◆ **Problem**: Only the number is needed: how many lines contain the word "Emit"?

◆ **Provided information**:
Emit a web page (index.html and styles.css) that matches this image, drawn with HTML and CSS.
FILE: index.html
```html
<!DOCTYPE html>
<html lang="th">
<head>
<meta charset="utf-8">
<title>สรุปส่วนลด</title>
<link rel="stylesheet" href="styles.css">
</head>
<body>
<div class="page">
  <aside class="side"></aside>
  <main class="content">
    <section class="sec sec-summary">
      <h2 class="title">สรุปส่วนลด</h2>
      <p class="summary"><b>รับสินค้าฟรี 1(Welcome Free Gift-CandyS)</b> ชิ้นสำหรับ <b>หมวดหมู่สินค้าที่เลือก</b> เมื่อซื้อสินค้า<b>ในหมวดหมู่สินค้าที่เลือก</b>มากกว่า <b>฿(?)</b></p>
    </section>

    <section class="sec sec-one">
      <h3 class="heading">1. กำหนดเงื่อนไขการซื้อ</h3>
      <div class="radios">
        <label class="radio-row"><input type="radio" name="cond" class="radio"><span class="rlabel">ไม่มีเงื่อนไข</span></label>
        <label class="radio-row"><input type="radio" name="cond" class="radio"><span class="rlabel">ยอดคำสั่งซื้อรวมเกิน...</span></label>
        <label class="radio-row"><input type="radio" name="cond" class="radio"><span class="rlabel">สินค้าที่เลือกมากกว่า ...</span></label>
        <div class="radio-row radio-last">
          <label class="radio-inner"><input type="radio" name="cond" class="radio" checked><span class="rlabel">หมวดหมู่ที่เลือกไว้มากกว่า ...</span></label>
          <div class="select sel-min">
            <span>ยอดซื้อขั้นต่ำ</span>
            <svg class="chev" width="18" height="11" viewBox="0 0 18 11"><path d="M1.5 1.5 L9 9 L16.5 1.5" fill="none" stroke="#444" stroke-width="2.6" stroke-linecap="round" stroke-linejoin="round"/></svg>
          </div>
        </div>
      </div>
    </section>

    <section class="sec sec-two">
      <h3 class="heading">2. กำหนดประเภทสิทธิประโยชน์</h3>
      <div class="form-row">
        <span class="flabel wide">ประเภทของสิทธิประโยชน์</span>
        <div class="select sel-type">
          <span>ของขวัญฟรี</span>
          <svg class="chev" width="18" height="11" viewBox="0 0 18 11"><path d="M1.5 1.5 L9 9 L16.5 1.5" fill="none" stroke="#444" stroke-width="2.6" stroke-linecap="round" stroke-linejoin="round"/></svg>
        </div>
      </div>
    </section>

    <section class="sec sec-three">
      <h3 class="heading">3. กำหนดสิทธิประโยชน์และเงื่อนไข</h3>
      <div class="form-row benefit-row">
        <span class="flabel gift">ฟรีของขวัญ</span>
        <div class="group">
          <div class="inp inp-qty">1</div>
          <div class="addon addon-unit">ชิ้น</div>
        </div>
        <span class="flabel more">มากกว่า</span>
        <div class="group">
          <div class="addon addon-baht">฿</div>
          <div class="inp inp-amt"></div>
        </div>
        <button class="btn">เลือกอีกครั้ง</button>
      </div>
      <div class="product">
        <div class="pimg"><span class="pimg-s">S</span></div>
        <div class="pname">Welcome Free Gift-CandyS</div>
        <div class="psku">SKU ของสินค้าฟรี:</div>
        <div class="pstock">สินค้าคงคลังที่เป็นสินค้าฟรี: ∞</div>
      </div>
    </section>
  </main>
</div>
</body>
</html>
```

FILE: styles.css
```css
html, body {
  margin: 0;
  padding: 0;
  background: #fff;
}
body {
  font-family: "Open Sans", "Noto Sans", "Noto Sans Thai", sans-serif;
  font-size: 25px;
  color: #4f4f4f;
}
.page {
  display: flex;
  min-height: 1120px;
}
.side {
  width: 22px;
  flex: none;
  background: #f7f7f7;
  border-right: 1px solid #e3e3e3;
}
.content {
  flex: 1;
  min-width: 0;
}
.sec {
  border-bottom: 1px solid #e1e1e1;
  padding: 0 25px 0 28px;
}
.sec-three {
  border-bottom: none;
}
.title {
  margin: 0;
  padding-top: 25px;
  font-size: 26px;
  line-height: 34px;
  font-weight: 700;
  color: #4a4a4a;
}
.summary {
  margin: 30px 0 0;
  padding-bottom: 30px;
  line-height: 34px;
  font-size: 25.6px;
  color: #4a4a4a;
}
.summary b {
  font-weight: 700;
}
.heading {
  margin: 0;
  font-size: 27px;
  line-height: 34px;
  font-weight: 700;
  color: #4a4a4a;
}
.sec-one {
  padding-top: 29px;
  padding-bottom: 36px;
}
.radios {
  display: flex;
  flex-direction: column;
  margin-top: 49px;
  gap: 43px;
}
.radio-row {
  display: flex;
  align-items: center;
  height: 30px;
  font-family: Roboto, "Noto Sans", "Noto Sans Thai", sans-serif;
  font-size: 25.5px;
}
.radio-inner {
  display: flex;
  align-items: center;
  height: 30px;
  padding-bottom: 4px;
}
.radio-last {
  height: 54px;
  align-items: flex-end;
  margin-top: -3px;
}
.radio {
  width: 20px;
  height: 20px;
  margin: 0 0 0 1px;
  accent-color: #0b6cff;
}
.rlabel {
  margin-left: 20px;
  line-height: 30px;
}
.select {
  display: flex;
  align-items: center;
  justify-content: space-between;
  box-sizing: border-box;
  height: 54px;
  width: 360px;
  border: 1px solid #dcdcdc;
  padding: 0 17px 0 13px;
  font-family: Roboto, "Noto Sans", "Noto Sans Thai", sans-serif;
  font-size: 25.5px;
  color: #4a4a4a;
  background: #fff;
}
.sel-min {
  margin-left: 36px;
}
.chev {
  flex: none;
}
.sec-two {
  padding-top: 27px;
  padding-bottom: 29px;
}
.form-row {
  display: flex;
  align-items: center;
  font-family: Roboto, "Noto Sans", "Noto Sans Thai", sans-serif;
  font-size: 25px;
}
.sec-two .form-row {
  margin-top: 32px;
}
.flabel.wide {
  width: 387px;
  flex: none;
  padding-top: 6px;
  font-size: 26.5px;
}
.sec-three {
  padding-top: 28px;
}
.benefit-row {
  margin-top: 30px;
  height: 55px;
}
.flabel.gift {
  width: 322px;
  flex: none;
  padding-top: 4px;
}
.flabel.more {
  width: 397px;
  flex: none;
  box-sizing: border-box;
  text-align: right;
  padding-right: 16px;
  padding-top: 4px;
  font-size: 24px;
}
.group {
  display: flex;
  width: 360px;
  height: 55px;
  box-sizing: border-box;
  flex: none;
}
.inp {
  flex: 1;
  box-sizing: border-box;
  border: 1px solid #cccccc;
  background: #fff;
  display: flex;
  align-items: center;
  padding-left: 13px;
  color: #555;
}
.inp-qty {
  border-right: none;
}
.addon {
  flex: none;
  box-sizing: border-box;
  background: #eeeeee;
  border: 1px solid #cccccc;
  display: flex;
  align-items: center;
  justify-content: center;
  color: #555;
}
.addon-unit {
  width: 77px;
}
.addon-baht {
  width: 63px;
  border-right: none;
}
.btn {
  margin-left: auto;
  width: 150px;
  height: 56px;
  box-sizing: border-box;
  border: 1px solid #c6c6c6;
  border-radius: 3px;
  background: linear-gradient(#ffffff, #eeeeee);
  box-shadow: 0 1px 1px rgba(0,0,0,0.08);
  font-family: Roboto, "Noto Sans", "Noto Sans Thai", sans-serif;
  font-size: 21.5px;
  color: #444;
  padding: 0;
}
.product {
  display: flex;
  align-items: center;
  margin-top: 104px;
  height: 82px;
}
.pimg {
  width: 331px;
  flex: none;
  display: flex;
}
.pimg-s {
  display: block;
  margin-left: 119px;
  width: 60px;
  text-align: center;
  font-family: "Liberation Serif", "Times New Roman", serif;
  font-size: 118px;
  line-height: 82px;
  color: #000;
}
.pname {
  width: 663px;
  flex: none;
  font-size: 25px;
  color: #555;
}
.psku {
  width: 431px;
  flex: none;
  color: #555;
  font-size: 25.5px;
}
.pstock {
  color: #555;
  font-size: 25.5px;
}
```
==
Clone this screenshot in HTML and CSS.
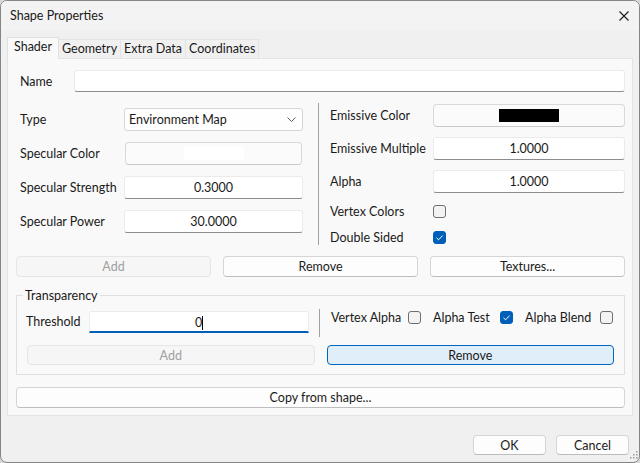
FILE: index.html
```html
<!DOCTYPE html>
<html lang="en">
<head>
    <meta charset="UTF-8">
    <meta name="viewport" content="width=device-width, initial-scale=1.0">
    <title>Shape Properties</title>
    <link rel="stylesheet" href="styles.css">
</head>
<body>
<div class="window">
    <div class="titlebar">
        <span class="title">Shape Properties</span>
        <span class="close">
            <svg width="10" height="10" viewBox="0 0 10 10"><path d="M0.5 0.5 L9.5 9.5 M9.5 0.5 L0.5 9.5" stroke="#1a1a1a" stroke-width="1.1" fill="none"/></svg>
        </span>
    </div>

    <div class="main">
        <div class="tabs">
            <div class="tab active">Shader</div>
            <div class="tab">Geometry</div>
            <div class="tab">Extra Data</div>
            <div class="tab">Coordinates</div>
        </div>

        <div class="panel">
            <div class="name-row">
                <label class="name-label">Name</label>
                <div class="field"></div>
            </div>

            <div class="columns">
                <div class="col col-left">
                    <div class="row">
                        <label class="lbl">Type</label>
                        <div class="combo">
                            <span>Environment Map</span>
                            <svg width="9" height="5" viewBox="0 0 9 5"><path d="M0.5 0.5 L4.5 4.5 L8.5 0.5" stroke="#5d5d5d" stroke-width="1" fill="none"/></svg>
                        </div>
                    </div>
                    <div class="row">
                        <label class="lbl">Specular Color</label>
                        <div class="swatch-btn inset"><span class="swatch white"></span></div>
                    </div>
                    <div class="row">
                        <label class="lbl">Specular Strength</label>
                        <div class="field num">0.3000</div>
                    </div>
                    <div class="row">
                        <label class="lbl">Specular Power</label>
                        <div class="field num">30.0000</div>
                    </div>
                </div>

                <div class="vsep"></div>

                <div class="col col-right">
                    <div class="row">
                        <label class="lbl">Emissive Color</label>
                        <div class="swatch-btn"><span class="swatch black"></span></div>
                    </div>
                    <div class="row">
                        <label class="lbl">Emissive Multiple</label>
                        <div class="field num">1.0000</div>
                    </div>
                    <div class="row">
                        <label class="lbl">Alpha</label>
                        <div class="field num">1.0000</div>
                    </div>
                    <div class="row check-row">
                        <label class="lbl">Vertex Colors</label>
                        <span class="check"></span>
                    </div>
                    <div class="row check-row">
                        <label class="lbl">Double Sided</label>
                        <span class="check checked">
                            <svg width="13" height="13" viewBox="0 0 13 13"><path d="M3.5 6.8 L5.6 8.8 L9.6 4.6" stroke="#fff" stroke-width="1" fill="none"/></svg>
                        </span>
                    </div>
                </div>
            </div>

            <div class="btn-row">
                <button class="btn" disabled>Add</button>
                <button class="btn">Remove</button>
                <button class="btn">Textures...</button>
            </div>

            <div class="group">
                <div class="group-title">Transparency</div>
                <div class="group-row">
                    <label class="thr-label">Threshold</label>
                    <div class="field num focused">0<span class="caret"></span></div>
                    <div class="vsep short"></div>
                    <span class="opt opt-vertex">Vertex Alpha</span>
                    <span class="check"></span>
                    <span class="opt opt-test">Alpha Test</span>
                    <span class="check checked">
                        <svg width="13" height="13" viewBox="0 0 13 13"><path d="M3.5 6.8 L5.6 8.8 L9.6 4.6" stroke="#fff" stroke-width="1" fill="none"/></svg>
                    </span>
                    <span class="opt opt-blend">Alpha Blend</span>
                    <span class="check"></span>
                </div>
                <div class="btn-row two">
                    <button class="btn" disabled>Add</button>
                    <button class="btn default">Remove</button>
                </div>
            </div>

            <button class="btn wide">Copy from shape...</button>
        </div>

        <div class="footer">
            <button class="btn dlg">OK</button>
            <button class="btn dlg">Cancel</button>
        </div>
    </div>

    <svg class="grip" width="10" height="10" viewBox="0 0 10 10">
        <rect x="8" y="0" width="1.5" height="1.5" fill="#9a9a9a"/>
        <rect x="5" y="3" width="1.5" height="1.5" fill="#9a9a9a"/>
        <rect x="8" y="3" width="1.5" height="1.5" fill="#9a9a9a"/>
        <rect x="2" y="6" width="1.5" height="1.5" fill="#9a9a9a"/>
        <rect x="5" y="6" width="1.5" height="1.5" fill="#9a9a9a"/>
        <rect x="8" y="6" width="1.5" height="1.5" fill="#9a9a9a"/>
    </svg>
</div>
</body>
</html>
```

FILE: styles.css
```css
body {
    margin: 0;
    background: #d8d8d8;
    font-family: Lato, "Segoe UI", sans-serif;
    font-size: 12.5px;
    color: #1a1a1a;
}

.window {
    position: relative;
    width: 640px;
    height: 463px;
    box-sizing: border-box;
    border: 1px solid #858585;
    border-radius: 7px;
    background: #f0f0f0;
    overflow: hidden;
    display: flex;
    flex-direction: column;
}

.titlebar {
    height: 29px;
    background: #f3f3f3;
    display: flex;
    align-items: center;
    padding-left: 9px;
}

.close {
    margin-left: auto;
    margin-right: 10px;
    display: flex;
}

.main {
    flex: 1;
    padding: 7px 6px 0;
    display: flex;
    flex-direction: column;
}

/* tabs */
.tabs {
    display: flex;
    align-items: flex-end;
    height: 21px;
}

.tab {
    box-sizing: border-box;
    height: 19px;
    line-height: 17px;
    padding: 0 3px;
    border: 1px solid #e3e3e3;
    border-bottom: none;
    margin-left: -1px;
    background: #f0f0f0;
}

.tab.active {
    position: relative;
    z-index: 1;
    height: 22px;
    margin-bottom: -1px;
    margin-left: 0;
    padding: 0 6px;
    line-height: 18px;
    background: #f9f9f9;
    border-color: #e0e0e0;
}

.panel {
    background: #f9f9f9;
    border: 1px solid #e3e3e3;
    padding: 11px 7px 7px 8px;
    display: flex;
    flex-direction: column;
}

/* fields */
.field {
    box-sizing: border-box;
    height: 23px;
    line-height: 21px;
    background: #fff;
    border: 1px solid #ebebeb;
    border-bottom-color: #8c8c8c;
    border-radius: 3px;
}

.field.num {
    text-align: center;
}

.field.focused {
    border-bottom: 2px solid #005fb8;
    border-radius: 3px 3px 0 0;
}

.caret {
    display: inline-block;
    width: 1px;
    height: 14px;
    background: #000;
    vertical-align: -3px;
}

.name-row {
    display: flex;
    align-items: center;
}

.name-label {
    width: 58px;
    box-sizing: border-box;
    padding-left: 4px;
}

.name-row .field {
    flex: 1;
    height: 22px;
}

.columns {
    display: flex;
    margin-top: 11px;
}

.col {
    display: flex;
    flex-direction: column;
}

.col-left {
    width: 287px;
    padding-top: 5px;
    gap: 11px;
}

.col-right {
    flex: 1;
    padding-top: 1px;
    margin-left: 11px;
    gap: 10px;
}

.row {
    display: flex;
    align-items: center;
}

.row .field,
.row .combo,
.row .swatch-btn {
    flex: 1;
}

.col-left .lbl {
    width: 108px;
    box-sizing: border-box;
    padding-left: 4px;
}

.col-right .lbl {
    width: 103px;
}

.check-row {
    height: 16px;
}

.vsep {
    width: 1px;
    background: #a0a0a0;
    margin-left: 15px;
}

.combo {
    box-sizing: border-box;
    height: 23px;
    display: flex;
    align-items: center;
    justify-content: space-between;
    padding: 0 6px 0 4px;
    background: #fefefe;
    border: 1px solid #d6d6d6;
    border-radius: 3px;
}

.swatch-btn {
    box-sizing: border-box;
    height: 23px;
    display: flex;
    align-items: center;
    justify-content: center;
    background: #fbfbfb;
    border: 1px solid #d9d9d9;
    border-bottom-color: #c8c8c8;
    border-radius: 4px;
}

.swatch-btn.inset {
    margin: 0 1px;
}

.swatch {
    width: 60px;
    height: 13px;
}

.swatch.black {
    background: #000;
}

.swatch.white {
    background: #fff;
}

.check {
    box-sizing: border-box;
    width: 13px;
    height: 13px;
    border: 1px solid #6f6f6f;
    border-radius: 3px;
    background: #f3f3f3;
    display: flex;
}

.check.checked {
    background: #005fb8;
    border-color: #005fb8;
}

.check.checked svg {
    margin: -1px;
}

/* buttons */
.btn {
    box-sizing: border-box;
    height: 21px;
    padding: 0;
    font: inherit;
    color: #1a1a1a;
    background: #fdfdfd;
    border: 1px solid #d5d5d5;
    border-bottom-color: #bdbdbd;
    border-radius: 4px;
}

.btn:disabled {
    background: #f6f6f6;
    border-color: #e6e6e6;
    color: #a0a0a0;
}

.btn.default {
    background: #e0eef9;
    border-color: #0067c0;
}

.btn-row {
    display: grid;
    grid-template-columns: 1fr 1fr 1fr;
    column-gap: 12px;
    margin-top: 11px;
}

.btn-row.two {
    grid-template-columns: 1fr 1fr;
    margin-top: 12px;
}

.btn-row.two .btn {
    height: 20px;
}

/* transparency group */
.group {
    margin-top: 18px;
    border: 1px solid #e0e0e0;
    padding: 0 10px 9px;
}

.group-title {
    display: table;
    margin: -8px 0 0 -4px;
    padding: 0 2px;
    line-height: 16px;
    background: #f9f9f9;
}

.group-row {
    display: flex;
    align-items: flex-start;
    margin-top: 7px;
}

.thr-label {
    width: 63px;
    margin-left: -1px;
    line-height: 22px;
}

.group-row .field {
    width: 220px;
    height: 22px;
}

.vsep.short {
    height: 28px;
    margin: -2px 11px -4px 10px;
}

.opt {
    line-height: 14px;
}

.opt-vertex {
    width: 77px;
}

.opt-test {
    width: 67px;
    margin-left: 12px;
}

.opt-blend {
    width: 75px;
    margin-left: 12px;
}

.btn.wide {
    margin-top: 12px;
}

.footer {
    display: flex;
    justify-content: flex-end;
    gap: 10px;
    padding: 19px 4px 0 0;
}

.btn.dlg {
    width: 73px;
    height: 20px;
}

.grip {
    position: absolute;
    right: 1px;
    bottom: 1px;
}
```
==
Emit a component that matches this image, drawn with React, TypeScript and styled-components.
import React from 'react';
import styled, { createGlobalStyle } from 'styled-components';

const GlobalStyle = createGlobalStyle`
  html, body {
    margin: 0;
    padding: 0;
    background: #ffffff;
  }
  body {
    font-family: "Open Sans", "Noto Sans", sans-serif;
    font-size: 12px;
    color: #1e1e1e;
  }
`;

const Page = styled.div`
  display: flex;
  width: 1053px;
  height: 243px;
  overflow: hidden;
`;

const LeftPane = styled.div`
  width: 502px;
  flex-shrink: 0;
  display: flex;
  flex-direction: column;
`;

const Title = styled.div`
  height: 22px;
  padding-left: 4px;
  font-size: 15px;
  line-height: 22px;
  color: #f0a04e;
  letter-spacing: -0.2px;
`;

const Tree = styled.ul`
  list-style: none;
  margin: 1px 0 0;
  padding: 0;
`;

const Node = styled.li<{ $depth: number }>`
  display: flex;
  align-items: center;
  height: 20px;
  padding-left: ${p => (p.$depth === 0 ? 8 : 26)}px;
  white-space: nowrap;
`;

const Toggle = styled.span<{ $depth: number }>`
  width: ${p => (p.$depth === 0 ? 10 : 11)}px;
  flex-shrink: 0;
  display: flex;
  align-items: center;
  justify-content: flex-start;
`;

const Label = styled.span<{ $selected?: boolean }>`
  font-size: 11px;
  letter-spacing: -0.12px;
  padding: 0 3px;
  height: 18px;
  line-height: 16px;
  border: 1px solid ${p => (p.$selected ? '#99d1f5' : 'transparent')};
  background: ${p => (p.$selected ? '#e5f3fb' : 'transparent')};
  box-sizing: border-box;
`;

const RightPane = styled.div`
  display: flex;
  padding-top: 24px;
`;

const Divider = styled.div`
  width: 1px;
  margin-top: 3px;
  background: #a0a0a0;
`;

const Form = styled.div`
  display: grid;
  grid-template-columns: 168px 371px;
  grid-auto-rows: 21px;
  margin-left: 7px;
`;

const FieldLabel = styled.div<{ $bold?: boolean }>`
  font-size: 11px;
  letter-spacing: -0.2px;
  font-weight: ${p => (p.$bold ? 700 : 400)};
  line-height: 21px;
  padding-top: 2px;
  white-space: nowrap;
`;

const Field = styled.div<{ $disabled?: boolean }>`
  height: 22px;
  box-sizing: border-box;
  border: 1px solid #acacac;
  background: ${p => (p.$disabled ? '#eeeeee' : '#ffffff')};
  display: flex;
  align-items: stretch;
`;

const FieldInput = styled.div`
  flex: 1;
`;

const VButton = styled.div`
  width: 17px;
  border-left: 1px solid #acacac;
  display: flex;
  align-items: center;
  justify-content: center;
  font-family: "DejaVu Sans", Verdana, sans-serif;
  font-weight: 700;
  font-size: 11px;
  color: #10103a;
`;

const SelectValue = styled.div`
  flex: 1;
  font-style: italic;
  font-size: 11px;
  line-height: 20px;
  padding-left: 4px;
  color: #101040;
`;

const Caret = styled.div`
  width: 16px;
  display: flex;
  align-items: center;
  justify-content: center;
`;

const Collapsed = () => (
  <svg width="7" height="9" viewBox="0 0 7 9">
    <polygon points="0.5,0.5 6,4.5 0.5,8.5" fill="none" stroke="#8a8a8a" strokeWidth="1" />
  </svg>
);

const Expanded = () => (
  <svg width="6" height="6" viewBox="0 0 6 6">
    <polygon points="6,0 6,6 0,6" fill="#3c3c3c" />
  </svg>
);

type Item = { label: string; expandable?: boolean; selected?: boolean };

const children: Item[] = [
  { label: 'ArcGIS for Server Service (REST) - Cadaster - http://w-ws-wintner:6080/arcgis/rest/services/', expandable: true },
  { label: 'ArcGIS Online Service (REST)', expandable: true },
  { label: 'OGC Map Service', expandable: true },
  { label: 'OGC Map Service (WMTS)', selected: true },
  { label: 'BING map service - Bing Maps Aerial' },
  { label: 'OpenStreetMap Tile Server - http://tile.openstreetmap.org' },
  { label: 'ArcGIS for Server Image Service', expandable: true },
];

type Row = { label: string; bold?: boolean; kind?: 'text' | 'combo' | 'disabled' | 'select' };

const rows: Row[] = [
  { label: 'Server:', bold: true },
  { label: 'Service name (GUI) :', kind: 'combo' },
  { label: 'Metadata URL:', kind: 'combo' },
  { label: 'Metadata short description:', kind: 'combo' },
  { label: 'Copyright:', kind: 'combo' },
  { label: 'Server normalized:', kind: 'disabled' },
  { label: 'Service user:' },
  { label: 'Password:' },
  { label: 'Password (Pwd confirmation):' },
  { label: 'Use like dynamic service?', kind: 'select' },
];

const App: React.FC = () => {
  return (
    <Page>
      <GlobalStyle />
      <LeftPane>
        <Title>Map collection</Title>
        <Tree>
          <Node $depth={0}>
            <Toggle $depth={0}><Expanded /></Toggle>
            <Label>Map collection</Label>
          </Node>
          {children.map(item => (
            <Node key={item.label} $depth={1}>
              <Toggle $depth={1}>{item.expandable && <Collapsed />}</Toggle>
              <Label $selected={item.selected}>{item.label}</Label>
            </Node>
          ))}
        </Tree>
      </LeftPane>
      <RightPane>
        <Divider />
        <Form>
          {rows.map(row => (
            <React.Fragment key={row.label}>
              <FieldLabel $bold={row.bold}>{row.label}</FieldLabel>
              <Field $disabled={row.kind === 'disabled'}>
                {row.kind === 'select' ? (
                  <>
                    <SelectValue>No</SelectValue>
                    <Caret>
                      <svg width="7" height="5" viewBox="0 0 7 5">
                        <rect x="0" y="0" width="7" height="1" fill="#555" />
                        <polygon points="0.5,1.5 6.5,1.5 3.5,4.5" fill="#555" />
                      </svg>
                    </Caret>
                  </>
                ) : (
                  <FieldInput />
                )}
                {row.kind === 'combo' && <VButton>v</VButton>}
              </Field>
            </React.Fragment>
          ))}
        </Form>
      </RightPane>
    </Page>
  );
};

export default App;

◆ **Exercise solution**: 2